Archaeodeath

Archaeology, Mortality & Material Culture

Church Monuments, Churches, Medieval Archaeology, Religious Houses

Biting Beasts or Birds on Gresham 124?

In a recent post about a fragment of 14th-century grave-slab from Llanbedr Dyffryn Clwyd, I suggested that a parallel can be found with Gresham 124 from Valle Crucis, not only because they depict horn-blowing heads, but they might also depict wyverns/dragons.

Gresham 124 at Valle Crucis

Gresham 124 is a composition of 6 fragments and may not originate from the same stone. You can see them today in the abbot’s house open in the summer months. If they originated together, the slab commemorates ‘Edward son of Iowerth’ with a lion rampant inside a text-inscribed shield. There is a spear below. A hound and hare in chase can be seen from the surviving feet of the animal on the viewer’s left-hand side (dexter) of the stone. On the viewer’s right (sinister) side there is a horn-blowing head and then a much-damaged and worn section without clear decoration.

Found in the ruined Abbey church in the 1850s, Gresham in his 1968 book tells us that a ‘curious ribbed object’ next to the hornblower was once described as a ‘dragon’ when first discovered. Now wyverns/dragons appear at the feet of a handful of 13th/14th-century grave-slabs from North Wales, but neither Gresham’s image created from a rubbing I suspect, nor his text, are able to accurately describe the features beside the hornblower. This underpins what Gittos and Gittos state regarding the limitations of Gresham’s drawings.
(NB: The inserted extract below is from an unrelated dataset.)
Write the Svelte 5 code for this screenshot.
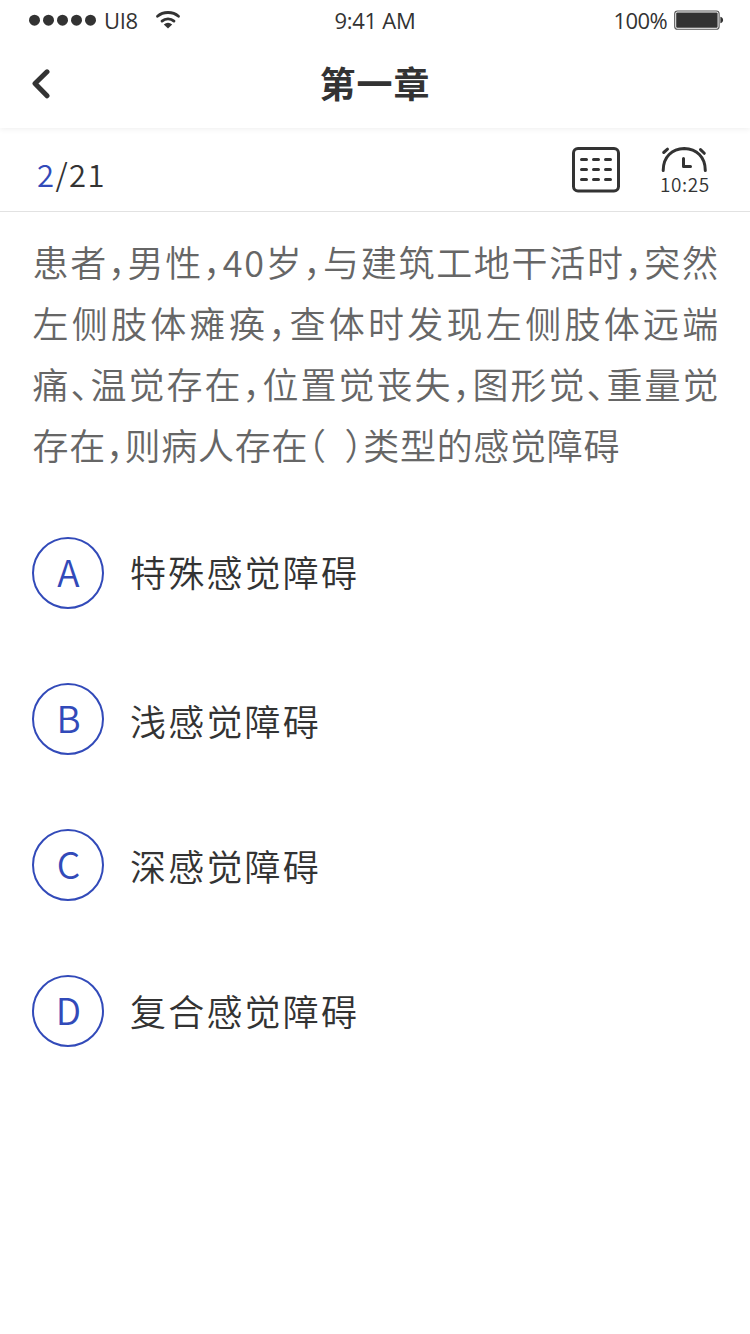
<script lang="ts">
    const lines = [
        { text: '患者，男性，40岁，与建筑工地干活时，突然', tracking: 1.7 },
        { text: '左侧肢体瘫痪，查体时发现左侧肢体远端', tracking: 3.28 },
        { text: '痛、温觉存在，位置觉丧失，图形觉、重量觉', tracking: 2 },
        { text: '存在，则病人存在（ ）类型的感觉障碍', tracking: 0.7 },
    ];

    const options = [
        { key: 'A', label: '特殊感觉障碍' },
        { key: 'B', label: '浅感觉障碍' },
        { key: 'C', label: '深感觉障碍' },
        { key: 'D', label: '复合感觉障碍' },
    ];

    let current = 2;
    let total = 21;
</script>

<div class="screen">
    <header>
        <div class="status">
            <div class="carrier">
                <svg class="dots" width="68" height="12" viewBox="0 0 68 12" aria-hidden="true">
                    {#each [0, 1, 2, 3, 4] as i}
                        <circle cx={5.5 + i * 14} cy="6.2" r="5.5" />
                    {/each}
                </svg>
                <span>UI8</span>
                <svg class="wifi" width="26" height="20" viewBox="0 0 26 20" aria-hidden="true">
                    <path d="M2.5 6.3C8.2 1.2 17.8 1.2 23.5 6.3M7 11.1C10.4 8 15.6 8 19 11.1" />
                    <path class="fill" d="M8.8 14.6Q13 11.1 17.2 14.6L13 18.4Z" />
                </svg>
            </div>
            <span class="time">9:41 AM</span>
            <div class="power">
                <span>100%</span>
                <svg width="50" height="20" viewBox="0 0 50 20" aria-hidden="true">
                    <rect x=".7" y="1" width="44.4" height="18.2" rx="2.8" fill="none" stroke="#555" stroke-width="1.1" />
                    <rect x="2.2" y="2.5" width="41.4" height="15.2" rx="1" fill="#333" />
                    <path d="M46.4 6.8C50 7.5 50 12.6 46.4 13.3Z" fill="#333" />
                </svg>
            </div>
        </div>
        <div class="nav">
            <button type="button" class="back" aria-label="返回">
                <svg width="18" height="30" viewBox="0 0 18 30" aria-hidden="true">
                    <path d="M15 2.8L3 14.5L15 26.8" />
                </svg>
            </button>
            <h1>第一章</h1>
        </div>
    </header>

    <div class="toolbar">
        <div class="progress"><em>{current}</em>/{total}</div>
        <div class="tools">
            <svg class="card" width="48" height="46" viewBox="0 0 48 46" aria-hidden="true">
                <rect x="1.5" y="1.5" width="45" height="42.5" rx="4.5" />
                <path d="M9.5 12.5h5M21.5 12.5h5M33.5 12.5h5M9.5 22.5h5M21.5 22.5h5M33.5 22.5h5M9.5 32.5h5M21.5 32.5h5M33.5 32.5h5" />
            </svg>
            <div class="timer">
                <svg width="48" height="27" viewBox="0 0 48 27" aria-hidden="true">
                    <path d="M4.2 23.5C4.2 9.5 13 2 25.2 1.6C37.5 2 46.3 9.5 46.3 23.5" />
                    <path d="M24.5 11.5V19.5H31.5M4.7 5.5L8.5 2.2M41.5 2.6L45.3 6.3" />
                </svg>
                <span>10:25</span>
            </div>
        </div>
    </div>

    <main>
        <p class="question">
            {#each lines as line}
                <span style:letter-spacing="{line.tracking}px">{line.text}</span>
            {/each}
        </p>
        <ul>
            {#each options as option}
                <li>
                    <span class="key">{option.key}</span>
                    <span class="label">{option.label}</span>
                </li>
            {/each}
        </ul>
    </main>
</div>

<style>
    :global(body) { background: #fff; }
    .screen {
        width: 750px; height: 1334px; overflow: hidden; background: #fff;
        color: #333; font-family: "Noto Sans CJK SC", sans-serif; font-weight: 350;
    }
    svg { display: block; flex: none; }
    header { height: 128px; box-shadow: 0 1px 6px rgba(0, 0, 0, 0.07); }
    .status {
        height: 40px; padding: 0 26px 0 29px; box-sizing: border-box;
        display: grid; grid-template-columns: 1fr auto 1fr; align-items: center;
        font: 22px/40px "Open Sans", "Noto Sans", sans-serif;
    }
    .carrier, .power { display: flex; align-items: center; }
    .carrier span { width: 34px; margin: 0 17px 0 7px; letter-spacing: -0.3px; }
    .dots { fill: #333; }
    .wifi { fill: none; stroke: #333; stroke-width: 2.8; stroke-linecap: round; }
    .wifi .fill { fill: #333; stroke: none; }
    .time { margin-right: 3px; letter-spacing: -0.3px; }
    .power { justify-content: flex-end; gap: 7px; }
    .power span { letter-spacing: -0.6px; }
    .nav {
        height: 88px; padding: 0 32px; display: grid;
        grid-template-columns: 60px 1fr 60px; align-items: center;
    }
    .back { border: none; background: none; padding: 0; justify-self: start; }
    .back path { fill: none; stroke: #333; stroke-width: 5; stroke-linecap: round; stroke-linejoin: round; }
    h1 {
        margin: 0; padding-bottom: 4px; text-align: center; font-size: 36px;
        line-height: 84px; font-weight: 700; letter-spacing: 1px;
    }
    .toolbar {
        height: 84px; padding: 0 39px 0 37px; box-sizing: border-box;
        border-bottom: 1px solid #e2e2e2; display: flex; justify-content: space-between;
    }
    .progress { font-size: 31px; line-height: 92px; letter-spacing: 1.4px; }
    .progress em { font-style: normal; color: #324ab9; }
    .tools { display: flex; gap: 39px; padding-top: 19px; }
    .tools svg { fill: none; stroke: #333; stroke-width: 3; stroke-linecap: round; stroke-linejoin: round; }
    .timer { width: 52px; font-size: 19px; line-height: 20px; letter-spacing: 0.6px; }
    .timer span { padding-left: 1px; }
    .question {
        margin: 0; padding: 19px 32px 0 32.5px; color: #666;
        font-size: 36px; line-height: 61px; font-feature-settings: "halt"; word-spacing: 9px;
    }
    .question span { display: block; white-space: nowrap; }
    ul { list-style: none; margin: 0; padding: 62px 32px 0; display: grid; gap: 74px; }
    li { display: flex; gap: 26px; height: 72px; }
    .key {
        width: 72px; height: 72px; padding-left: 1px; box-sizing: border-box;
        border: 2px solid #324ab9; border-radius: 50%; color: #324ab9;
        font-size: 37px; line-height: 65px; text-align: center;
    }
    .label { font-size: 36px; line-height: 72px; letter-spacing: 2.2px; }
    li:first-child .label { line-height: 68px; }
    li:nth-child(2) .label { line-height: 74px; }
    li:last-child .label { line-height: 70px; }
</style>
Despite going back especially to get better photographs, I struggled to get a good shot of the whole space under investigation. Still, I present here a crude composite of the stone in the best lighting my digital SLR could achieve, together with an attempt to annotate what I think I can see. Basically, we have two or three birds and/or beasts. Are they griffins, wyverns, eagles? Two seem to be biting each other, one attacking the vine.

I have yet to do any research, but this does appear unique for the North Wales corpus of later medieval sepulchral monuments. Any parallels?

References

Gittos, B. and Gittos, M. 2012. Gresham revisited: a fresh look at the medieval monuments of north Wales, Archaeologia Cambrensis 161: 357-88

Gresham, C.A. 1968. Medieval Stone Carving in North Wales, Cardiff: University of Wales Press.